Even though particular combinations of features are recited in the claims and/or disclosed in the specification, these combinations are not intended to limit the disclosure of various aspects. Many of these features may be combined in ways not specifically recited in the claims and/or disclosed in the specification. The disclosure of various aspects includes each dependent claim in combination with every other claim in the claim set. As used herein, a phrase referring to “at least one of” a list of items refers to any combination of those items, including single members. As an example, “at least one of: a, b, or c” is intended to cover a, b, c, a+b, a+c, b+c, and a+b+c, as well as any combination with multiples of the same element (e.g., a+a, a+a+a, a+a+b, a+a+c, a+b+b, a+c+c, b+b, b+b+b, b+b+c, c+c, and c+c+c, or any other ordering of a, b, and c).

No element, act, or instruction used herein should be construed as critical or essential unless explicitly described as such.
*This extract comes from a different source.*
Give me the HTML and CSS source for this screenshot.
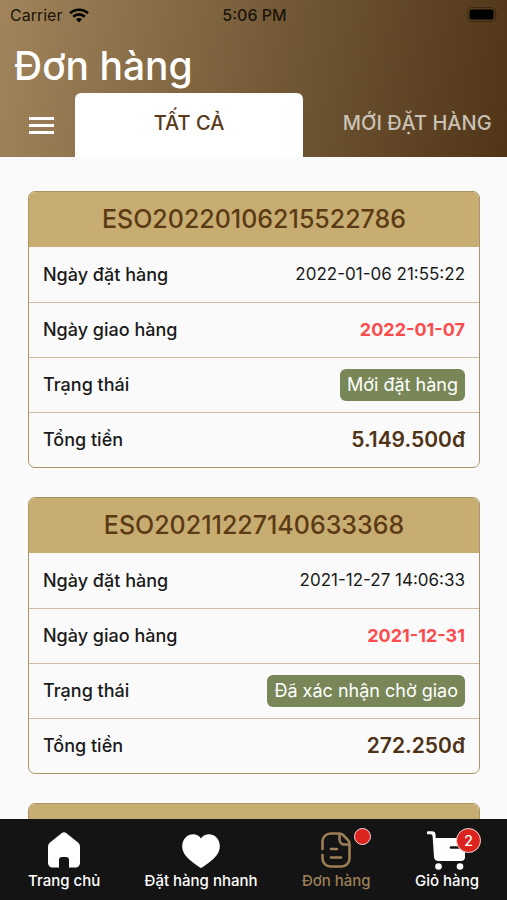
FILE: index.html
```html
<!DOCTYPE html>
<html lang="vi">
  <head>
    <meta charset="UTF-8" />
    <meta name="viewport" content="width=device-width, initial-scale=1.0" />
    <title>Đơn hàng</title>
    <link rel="stylesheet" href="styles.css">
  </head>
  <body>
    <header class="header">
      <div class="status-bar">
        <div class="carrier">
          <span>Carrier</span>
          <svg width="20" height="15" viewBox="0 0 20 15" fill="none" stroke="#000" stroke-width="2.6">
            <path d="M1 5.3a13 13 0 0 1 18 0" />
            <path d="M4.2 8.7a8.3 8.3 0 0 1 11.6 0" />
            <path d="M10 14.5l-3-3.2a4.4 4.4 0 0 1 6 0z" fill="#000" stroke="none" />
          </svg>
        </div>
        <span class="clock">5:06 PM</span>
        <div class="battery">
          <svg width="32" height="16" viewBox="0 0 32 16">
            <rect x="0.5" y="0.5" width="28" height="14" rx="4" fill="none" stroke="#000" stroke-opacity="0.3" />
            <rect x="2.5" y="2.5" width="24" height="10" rx="2" fill="#000" />
            <path d="M30 5.5a2.600 2.600 0 0 1 0 4z" fill="#000" fill-opacity="0.3" />
          </svg>
        </div>
      </div>
      <h1 class="title">Đơn hàng</h1>
      <div class="tabs">
        <button class="menu-btn" aria-label="Menu">
          <svg width="25" height="17" viewBox="0 0 25 17" fill="#fff">
            <path d="M0 0h25v3H0zM0 7h25v3H0zM0 14h25v3H0z" />
          </svg>
        </button>
        <button class="tab active">TẤT CẢ</button>
        <button class="tab">MỚI ĐẶT HÀNG</button>
      </div>
    </header>

    <main class="orders">
      <article class="order">
        <h2 class="order-code">ESO20220106215522786</h2>
        <dl>
          <div class="row">
            <dt>Ngày đặt hàng</dt>
            <dd class="created">2022-01-06 21:55:22</dd>
          </div>
          <div class="row">
            <dt>Ngày giao hàng</dt>
            <dd class="delivery">2022-01-07</dd>
          </div>
          <div class="row">
            <dt>Trạng thái</dt>
            <dd class="status">Mới đặt hàng</dd>
          </div>
          <div class="row">
            <dt>Tổng tiền</dt>
            <dd class="total">5.149.500đ</dd>
          </div>
        </dl>
      </article>

      <article class="order">
        <h2 class="order-code">ESO20211227140633368</h2>
        <dl>
          <div class="row">
            <dt>Ngày đặt hàng</dt>
            <dd class="created">2021-12-27 14:06:33</dd>
          </div>
          <div class="row">
            <dt>Ngày giao hàng</dt>
            <dd class="delivery">2021-12-31</dd>
          </div>
          <div class="row">
            <dt>Trạng thái</dt>
            <dd class="status">Đã xác nhận chờ giao</dd>
          </div>
          <div class="row">
            <dt>Tổng tiền</dt>
            <dd class="total">272.250đ</dd>
          </div>
        </dl>
      </article>

      <article class="order">
        <h2 class="order-code"></h2>
      </article>
    </main>

    <nav class="bottom-nav">
      <a href="#" class="nav-item">
        <span class="icon">
          <svg width="34" height="36" viewBox="0 0 34 36" fill="#fff">
            <path d="M14.5 1.2a4 4 0 0 1 5 0l11.500 9.300a5 5 0 0 1 2 4V31a4.500 4.500 0 0 1-4.500 4.500H22V28a3 3 0 0 0-3-3h-4a3 3 0 0 0-3 3v7.500H5.500A4.500 4.500 0 0 1 1 31V14.500a5 5 0 0 1 2-4z" />
          </svg>
        </span>
        Trang chủ
      </a>
      <a href="#" class="nav-item">
        <span class="icon">
          <svg width="40" height="36" viewBox="0 0 40 36" fill="#fff">
            <path d="M20 6.500C16.500 1 9 1.200 5 5 0 10 0 18 4.500 23.500 8.500 28.500 14 32 18.500 35.300a2.500 2.500 0 0 0 3 0C26 32 31.500 28.500 35.500 23.500 40 18 40 10 35 5 31 1.200 23.500 1 20 6.500z" />
          </svg>
        </span>
        Đặt hàng nhanh
      </a>
      <a href="#" class="nav-item current">
        <span class="icon">
          <svg width="30" height="36" viewBox="0 0 30 36" fill="none" stroke="#9b7f57" stroke-width="2.6" stroke-linecap="round" stroke-linejoin="round">
            <path d="M1.500 17V9.500a8 8 0 0 1 8-8h9a5 5 0 0 1 3.500 1.500l4.500 4.500a6 6 0 0 1 2 4.500v14.500a8 8 0 0 1-8 8h-11a8 8 0 0 1-8-8V23" />
            <path d="M18.500 2v5.500a5 5 0 0 0 5 5h4.500M10 17h6M10 25.500h10" />
          </svg>
          <span class="dot"></span>
        </span>
        Đơn hàng
      </a>
      <a href="#" class="nav-item">
        <span class="icon">
          <svg width="40" height="40" viewBox="0 0 40 40" fill="#fff">
            <path d="M1 1.200h4a3.500 3.500 0 0 1 3.500 3.300L8.700 8H38v19a4 4 0 0 1-4 4H11.500A4.500 4.500 0 0 1 7 27L5.600 6a2 2 0 0 0-2-1.800H1.500a1.500 1.500 0 0 1-.5-3z" />
            <circle cx="11.500" cy="36.500" r="3.300" />
            <circle cx="33" cy="36.500" r="3.300" />
            <path d="M24 17.500h8" stroke="#141414" stroke-width="2.5" stroke-linecap="round" />
          </svg>
          <span class="count">2</span>
        </span>
        Giỏ hàng
      </a>
    </nav>
  </body>
</html>
```
FILE: styles.css
```css
* {
  box-sizing: border-box;
  margin: 0;
  padding: 0;
}

body {
  display: flex;
  flex-direction: column;
  height: 100vh;
  background-color: #fafafa;
  color: #1a1a1a;
  font-family: Inter, "Noto Sans", sans-serif;
  font-size: 18px;
}

button {
  border: none;
  background: none;
  font-family: inherit;
}

.header {
  flex-shrink: 0;
  background: linear-gradient(98deg, #a1845b, #6b5230 63%, #503517);
}

.status-bar {
  display: grid;
  grid-template-columns: 1fr auto 1fr;
  align-items: center;
  height: 30px;
  padding: 0 8px 0 10px;
  color: #1c140a;
  font-size: 16px;
}
.carrier {
  display: flex;
  align-items: center;
  gap: 7px;
}
.clock {
  font-weight: 500;
}
.battery {
  display: flex;
  justify-content: flex-end;
}

.title {
  height: 63px;
  padding-left: 14px;
  color: #fff;
  font-size: 39px;
  font-weight: 500;
  line-height: 72px;
}

.tabs {
  display: flex;
  height: 64px;
  overflow: hidden;
}
.menu-btn {
  flex: 0 0 75px;
  display: flex;
  align-items: center;
  justify-content: center;
  padding-left: 8px;
}
.tab {
  flex: 0 0 45%;
  padding-bottom: 4px;
  color: #c9c1b6;
  font-size: 20px;
  font-weight: 500;
  white-space: nowrap;
}
.tab.active {
  border-radius: 6px 6px 0 0;
  background-color: #fff;
  color: #5a3a1c;
}

.orders {
  flex: 1;
  display: flex;
  flex-direction: column;
  gap: 29px;
  min-height: 0;
  padding: 34px 27px 0 28px;
  overflow-y: auto;
  scrollbar-width: none;
}
.order {
  flex-shrink: 0;
  border: 1px solid #ab9365;
  border-radius: 7px;
  overflow: hidden;
}
.order-code {
  height: 55px;
  background-color: #c8ad72;
  color: #5b3a14;
  font-size: 25px;
  font-weight: 500;
  line-height: 55px;
  text-align: center;
}
.row {
  display: flex;
  align-items: center;
  justify-content: space-between;
  height: 55px;
  padding: 0 14px 1px;
}
.row + .row {
  border-top: 1px solid #cdbf9f;
}
.row dt {
  font-weight: 500;
}
.created {
  font-size: 17px;
}
.delivery {
  color: #fb4d4d;
  font-weight: 700;
}
.status {
  padding: 0 7px;
  border-radius: 6px;
  background-color: #798758;
  color: #fff;
  line-height: 32px;
}
.total {
  color: #4f3317;
  font-size: 21px;
  font-weight: 600;
}

.bottom-nav {
  flex-shrink: 0;
  display: flex;
  justify-content: space-between;
  height: 81px;
  padding: 10px 28px 0;
  background-color: #141414;
}
.nav-item {
  display: flex;
  flex-direction: column;
  align-items: center;
  color: #fff;
  font-size: 15px;
  font-weight: 500;
  line-height: 22px;
  text-decoration: none;
  white-space: nowrap;
}
.nav-item.current {
  color: #9b7f57;
}
.icon {
  position: relative;
  display: flex;
  align-items: center;
  height: 41px;
}
.dot,
.count {
  position: absolute;
  border: 1px solid #f3d6d6;
  border-radius: 50%;
  background-color: #dc241f;
}
.dot {
  top: -1px;
  right: -20px;
  width: 17px;
  height: 17px;
}
.count {
  top: -1px;
  right: -14px;
  width: 25px;
  height: 25px;
  font-size: 14px;
  line-height: 23px;
  text-align: center;
}
```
Also, as used herein, the articles “a” and “an” are intended to include one or more items and may be used interchangeably with “one or more.” Further, as used herein, the article “the” is intended to include one or more items referenced in connection with the article “the” and may be used interchangeably with “the one or more.” Furthermore, as used herein, the terms “set” and “group” are intended to include one or more items and may be used interchangeably with “one or more.” Where only one item is intended, the phrase “only one” or similar language is used. Also, as used herein, the terms “has,” “have,” “having,” or the like are intended to be open-ended terms that do not limit an element that they modify (e.g., an element “having” A may also have B). Further, the phrase “based on” is intended to mean “based, at least in part, on” unless explicitly stated otherwise. Also, as used herein, the term “or” is intended to be inclusive when used in a series and may be used interchangeably with “and/or,” unless explicitly stated otherwise (e.g., if used in combination with “either” or “only one of”).